**Source excerpt:**
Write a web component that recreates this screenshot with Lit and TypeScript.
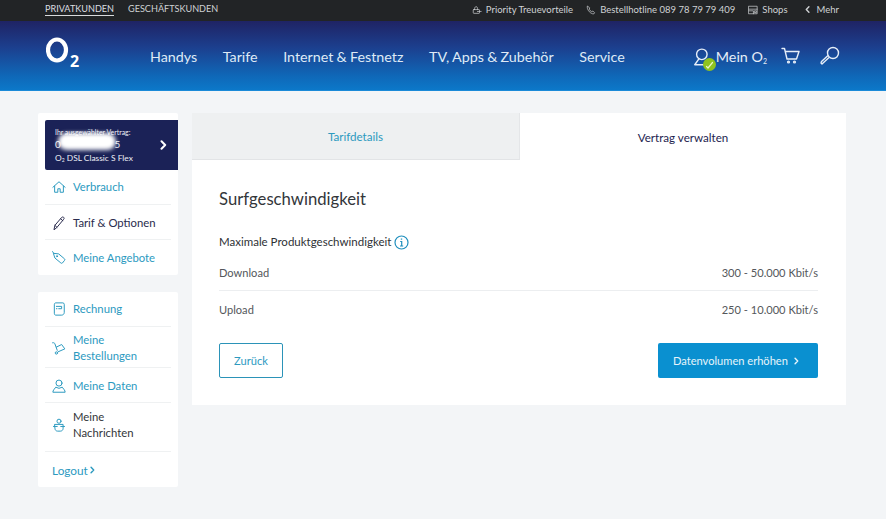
import { LitElement, html, css, svg } from "lit";
import { customElement } from "lit/decorators.js";

const ic = (body: unknown, size = 16, cls = "") => html`<svg class=${cls} width=${size} height=${size} viewBox="0 0 24 24" fill="none" stroke="currentColor" stroke-width="1.700" stroke-linecap="round" stroke-linejoin="round">${body}</svg>`;

const chevron = (cls = "") => html`<svg class=${cls} viewBox="0 0 7 10" fill="none" stroke="currentColor" stroke-width="2" stroke-linecap="round" stroke-linejoin="round"><path d="M1.500 1.200 5.200 5 1.500 8.800"/></svg>`;

const icons = {
  home: svg`<path d="M1.500 12.500 12 3l10.500 9.500"/><path d="M4.500 10.500V21h5.500v-6h4v6h5.500V10.500"/>`,
  pen: svg`<path d="M3.500 23l1.500-7L16.500 2.500c1-1 2.500-1 3.500-.2s1 2.400 0 3.400L8.500 19.500z"/><path d="M5 16l3.500 3.500M15 5l3.500 3"/>`,
  tag: svg`<path d="M3 4l8.500 1 10 8.500c.8.8.8 1.800 0 2.600l-3.600 4.400c-.8.8-1.900.8-2.700 0L5.500 12.500z"/><circle cx="8.500" cy="9" r="1"/><path d="M3 4 1 1"/>`,
  bill: svg`<path d="M4 4c0-1.500 1-2.500 2.500-2.500h12c1.500 0 2.500 1 2.500 2.500v14c0 2.500-2 4.500-4.500 4.500h-10c-1.500 0-2.500-1-2.500-2.500z"/><path d="M7.500 7.500h9v4h-5M7.500 11.500h1"/>`,
  cart: svg`<path d="M1 3c2.500-.5 3.500.5 4 2l4 11"/><path d="M7.500 10.500l9-4.500 5.500 7.500-11.500 5"/><circle cx="7.500" cy="20.500" r="2"/>`,
  user: svg`<circle cx="12" cy="7" r="5.200"/><path d="M1.500 22c0-1 .5-2 1.500-3.500l3.500-4.500 5.500 2 5.500-2 3.500 4.500c1 1.500 1.500 2.500 1.500 3.500z"/>`,
  msg: svg`<circle cx="12" cy="5.500" r="3.500"/><path d="M5 11h14v7c0 2.500-2 4.500-4.500 4.500h-5C7 22.500 5 20.500 5 18z"/><path d="M2.500 14.500H9M15 14.500h6.500"/>`,
  gift: svg`<rect x="3" y="11" width="15" height="9" rx="1.500"/><path d="M6 11c0-4 1-7 4-7s3.500 3 3.500 7M13 15.500h9"/>`,
  phone: svg`<path d="M4 3 9 7 7.500 10c1 2.500 3.500 5 6 6l3-1.500 4 4-2 3c-7 0-15.500-8.500-15.500-15.500z"/>`,
  shop: svg`<rect x="2" y="3" width="20" height="18"/><path d="M2 10h20M2 14h11v7M16 14h4v4h-4z"/>`,
};

const nav = ["Handys", "Tarife", "Internet & Festnetz", "TV, Apps & Zubehör", "Service"];

@customElement("app-root")
export class AppRoot extends LitElement {
  static styles = css`
    :host {
      display: block;
      width: 886px;
      height: 519px;
      overflow: hidden;
      background: #f3f5f7;
      font-family: Lato, "Noto Sans", sans-serif;
      font-size: 11.200px;
      color: #3b3f44;
    }
    a { color: inherit; text-decoration: none; }
    svg { display: block; flex: none; }
    .chev { width: 5px; height: 8px; }

    .top {
      height: 21px;
      background: #222426;
      color: #cfd2d4;
      font-size: 9.100px;
      display: flex;
      align-items: center;
      padding: 0 47px 0 45px;
      box-sizing: border-box;
    }
    .top .seg { padding: 0 0 2px; margin: 0 14px 3px 0; }
    .top .seg.on { border-bottom: 1px solid #d8dadc; color: #dcdee0; padding-bottom: 1px; }
    .top .links { margin: 0 0 2px auto; display: flex; align-items: center; gap: 13px; font-size: 9.500px; }
    .top .l { display: flex; align-items: center; gap: 4px; }
    .top .more { gap: 7px; margin-left: 4px; }
    .top .more svg { transform: scaleX(-1); width: 5px; height: 7px; }

    .head {
      height: 70px;
      box-sizing: border-box;
      background: linear-gradient(180deg, #1f2364 0%, #1c3f8e 38%, #0f68b8 80%, #0c78c9 100%);
      border-bottom: 1px solid #1a8ad8;
      display: flex;
      align-items: center;
      padding: 0 46px;
      color: #dfeaf6;
    }
    .logo { width: 104px; height: 40px; margin-top: 1px; color: #fff; font-weight: 700; position: relative; flex: none; }
    .logo svg { position: absolute; left: 0; top: 0; }
    .logo b { position: absolute; left: 24px; top: 17px; font-size: 16px; line-height: 16px; font-weight: 700; font-family: "Noto Sans", sans-serif; }
    nav { display: flex; gap: 25.500px; font-size: 14.300px; word-spacing: -0.400px; margin-top: 2px; }
    .acts { margin-left: auto; display: flex; align-items: center; color: #e6eef8; }
    .acct { position: relative; margin-right: 2px; }
    .badge {
      position: absolute;
      right: -5px;
      bottom: -5px;
      width: 13px;
      height: 13px;
      border-radius: 50%;
      background: #8fc31f;
      color: #e8f5c8;
    }
    .mein { font-size: 14.300px; margin: 2px 14px 0 3px; }
    .mein sub { font-size: 7px; vertical-align: -2px; line-height: 0; }
    .cart { margin-right: 20px; }

    .page {
      display: flex;
      align-items: flex-start;
      gap: 14px;
      padding: 22px 40px 0 38px;
    }
    .side { width: 140px; flex: none; display: flex; flex-direction: column; gap: 17px; }
    .card { background: #fff; border-radius: 2px; }
    .c1 { padding: 7px 0 0 7px; height: 162px; box-sizing: border-box; }
    .contract {
      display: block;
      height: 50px;
      background: #1b2257;
      border-radius: 2px 0 0 2px;
      color: #eef0f6;
      position: relative;
      box-sizing: border-box;
      padding: 8px 0 0 10px;
      overflow: hidden;
    }
    .contract .cap { font-size: 6.900px; line-height: 9px; display: block; }
    .contract .num { font-size: 10px; line-height: 13px; display: block; height: 13px; margin-top: 1px; }
    .contract .tar { font-size: 8.400px; line-height: 12px; display: block; margin-top: 1px; }
    .contract .tar sub { font-size: 5px; line-height: 0; vertical-align: -1px; }
    .blob {
      position: absolute;
      left: 13px;
      top: 13px;
      width: 58px;
      height: 17px;
      background: #fff;
      border-radius: 9px;
      filter: blur(2px);
    }
    .contract .go { position: absolute; right: 11px; top: 20px; color: #fff; width: 7px; height: 10px; }
    .item {
      display: flex;
      align-items: center;
      gap: 7px;
      color: #2c9abf;
      font-size: 11.300px;
      line-height: 16px;
      border-bottom: 1px solid #eff1f2;
      margin-right: 7px;
      box-sizing: border-box;
    }
    .item svg { margin-left: 7px; }
    .item.dark { color: #2a2c4e; }
    .item.black { color: #33363a; }
    .item.msg svg { color: #2c9abf; }
    .item:last-child { border-bottom: none; }
    .h35 { height: 35px; }
    .h41 { height: 41px; }
    .h49 { height: 49px; }
    .low { padding-top: 1px; }
    .lower { padding-top: 2px; }
    .msg { padding-bottom: 4px; }
    .c2 { height: 195px; padding: 0 0 0 7px; box-sizing: border-box; }
    .logout {
      display: flex;
      align-items: center;
      gap: 2px;
      height: 35px;
      color: #2c9abf;
      font-size: 11.800px;
      padding: 1px 0 0 7px;
      box-sizing: border-box;
    }

    .main { width: 654px; flex: none; background: #fff; height: 292px; }
    .tabs { display: flex; height: 47px; }
    .tab {
      flex: 1;
      display: flex;
      align-items: center;
      justify-content: center;
      font-size: 11.600px;
    }
    .tab.off { background: #eef0f1; color: #2c9abf; border-bottom: 1px solid #e2e4e6; border-right: 1px solid #e4e6e8; box-sizing: border-box; flex: none; width: 328px; }
    .tab.on { color: #1e2450; padding-top: 2px; }
    .body { padding: 27px 28px 0 27px; }
    h1 { margin: 0; font-weight: 400; font-size: 16.700px; line-height: 24px; color: #33363a; }
    .sub {
      display: flex;
      align-items: center;
      gap: 3px;
      margin-top: 23px;
      font-size: 11.500px;
      line-height: 16px;
      color: #2e3135;
    }
    .sub .i { color: #1f8fbd; }
    .row {
      display: flex;
      justify-content: space-between;
      align-items: center;
      font-size: 11.100px;
      color: #54575b;
      height: 36px;
    }
    .row.first { border-bottom: 1px solid #eceef0; height: 37px; margin-top: 4px; box-sizing: border-box; }
    .btns { display: flex; justify-content: space-between; margin-top: 16px; }
    .btn {
      height: 35px;
      box-sizing: border-box;
      border-radius: 2px;
      display: flex;
      align-items: center;
      font-size: 11.100px;
    }
    .back { width: 64px; justify-content: center; border: 1px solid #2b93b8; color: #2c9abf; }
    .primary { width: 160px; background: #0a90d0; color: #e6f4fb; padding-left: 15px; gap: 6px; }
  `;

  render() {
    return html`
      <div class="top">
        <a class="seg on" href="#">PRIVATKUNDEN</a>
        <a class="seg" href="#">GESCHÄFTSKUNDEN</a>
        <div class="links">
          <a class="l" href="#">${ic(icons.gift, 10)}Priority Treuevorteile</a>
          <a class="l" href="#">${ic(icons.phone, 10)}Bestellhotline 089 78 79 79 409</a>
          <a class="l" href="#">${ic(icons.shop, 10)}Shops</a>
          <a class="l more" href="#">${chevron()}Mehr</a>
        </div>
      </div>
      <header class="head">
        <a class="logo" href="#" aria-label="O2">
          <svg width="26" height="30" viewBox="0 0 26 30" fill="none"><ellipse cx="11" cy="14" rx="9" ry="10.500" stroke="#fff" stroke-width="4.200"/></svg>
          <b>2</b>
        </a>
        <nav>${nav.map((n) => html`<a href="#">${n}</a>`)}</nav>
        <div class="acts">
          <span class="acct">
            ${ic(svg`<circle cx="13" cy="10" r="6.300"/><path d="M9.500 15.500 4.500 22.500h14"/>`, 20)}
            <span class="badge">
              <svg width="13" height="13" viewBox="0 0 13 13" fill="none" stroke="currentColor" stroke-width="1.200" stroke-linecap="round"><path d="M3.500 8.500 5 10 9.500 4.500"/></svg>
            </span>
          </span>
          <a class="mein" href="#">Mein O<sub>2</sub></a>
          <span class="cart">
            <svg width="19" height="19" viewBox="0 0 19 19" fill="none" stroke="currentColor" stroke-width="1.400" stroke-linecap="round" stroke-linejoin="round"><path d="M1 2.500h2.500L6 13h9.500l2.500-7.500H4.500"/><circle cx="7.500" cy="16" r=".9"/><circle cx="13.500" cy="16" r=".9"/></svg>
          </span>
          <svg width="20" height="20" viewBox="0 0 20 20" fill="none" stroke="currentColor" stroke-width="1.400" stroke-linejoin="round"><circle cx="13" cy="7" r="5.500"/><path d="M9 11.500 2 18l-1-1 .5-1.500L8 9.500"/></svg>
        </div>
      </header>

      <div class="page">
        <aside class="side">
          <div class="card c1">
            <a class="contract" href="#">
              <span class="cap">Ihr ausgewählter Vertrag:</span>
              <span class="num">0&nbsp;&nbsp;&nbsp;&nbsp;&nbsp;&nbsp;&nbsp;&nbsp;&nbsp;&nbsp;&nbsp;&nbsp;&nbsp;&nbsp;&nbsp;&nbsp;&nbsp;&nbsp;&nbsp;&nbsp;&nbsp;5</span>
              <span class="tar">O<sub>2</sub> DSL Classic S Flex</span>
              <span class="blob"></span>
              ${chevron("go")}
            </a>
            <a class="item h35" href="#">${ic(icons.home, 14)}Verbrauch</a>
            <a class="item h35 dark low" href="#">${ic(icons.pen, 14)}Tarif &amp; Optionen</a>
            <a class="item h35" href="#">${ic(icons.tag, 14)}Meine Angebote</a>
          </div>
          <div class="card c2">
            <a class="item h35" href="#">${ic(icons.bill, 14)}Rechnung</a>
            <a class="item h41 low" href="#">${ic(icons.cart, 14)}<span>Meine<br />Bestellungen</span></a>
            <a class="item h35 lower" href="#">${ic(icons.user, 14)}Meine Daten</a>
            <a class="item h49 black msg" href="#">${ic(icons.msg, 14)}<span>Meine<br />Nachrichten</span></a>
            <a class="logout" href="#">Logout ${chevron("chev")}</a>
          </div>
        </aside>

        <main class="main">
          <div class="tabs">
            <a class="tab off" href="#">Tarifdetails</a>
            <a class="tab on" href="#">Vertrag verwalten</a>
          </div>
          <div class="body">
            <h1>Surfgeschwindigkeit</h1>
            <div class="sub">
              Maximale Produktgeschwindigkeit
              <svg class="i" width="15" height="15" viewBox="0 0 15 15" fill="none" stroke="currentColor" stroke-width="1.200"><circle cx="7.500" cy="7.500" r="6.500"/><path d="M6.200 6.500h1.500V11M6 11h3.200"/><path d="M7.500 3.500v1.200" stroke-width="1.400"/></svg>
            </div>
            <div class="row first"><span>Download</span><span>300 - 50.000 Kbit/s</span></div>
            <div class="row"><span>Upload</span><span>250 - 10.000 Kbit/s</span></div>
            <div class="btns">
              <a class="btn back" href="#">Zurück</a>
              <a class="btn primary" href="#">Datenvolumen erhöhen ${chevron("chev")}</a>
            </div>
          </div>
        </main>
      </div>
    `;
  }
}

**Work required:** Pictures are excluded; extract exactly the lines from the start of the data through the line that holds "const chevron = (cls", both ends included.

**Answer to this exercise:**
Write a web component that recreates this screenshot with Lit and TypeScript.
import { LitElement, html, css, svg } from "lit";
import { customElement } from "lit/decorators.js";

const ic = (body: unknown, size = 16, cls = "") => html`<svg class=${cls} width=${size} height=${size} viewBox="0 0 24 24" fill="none" stroke="currentColor" stroke-width="1.700" stroke-linecap="round" stroke-linejoin="round">${body}</svg>`;

const chevron = (cls = "") => html`<svg class=${cls} viewBox="0 0 7 10" fill="none" stroke="currentColor" stroke-width="2" stroke-linecap="round" stroke-linejoin="round"><path d="M1.500 1.200 5.200 5 1.500 8.800"/></svg>`;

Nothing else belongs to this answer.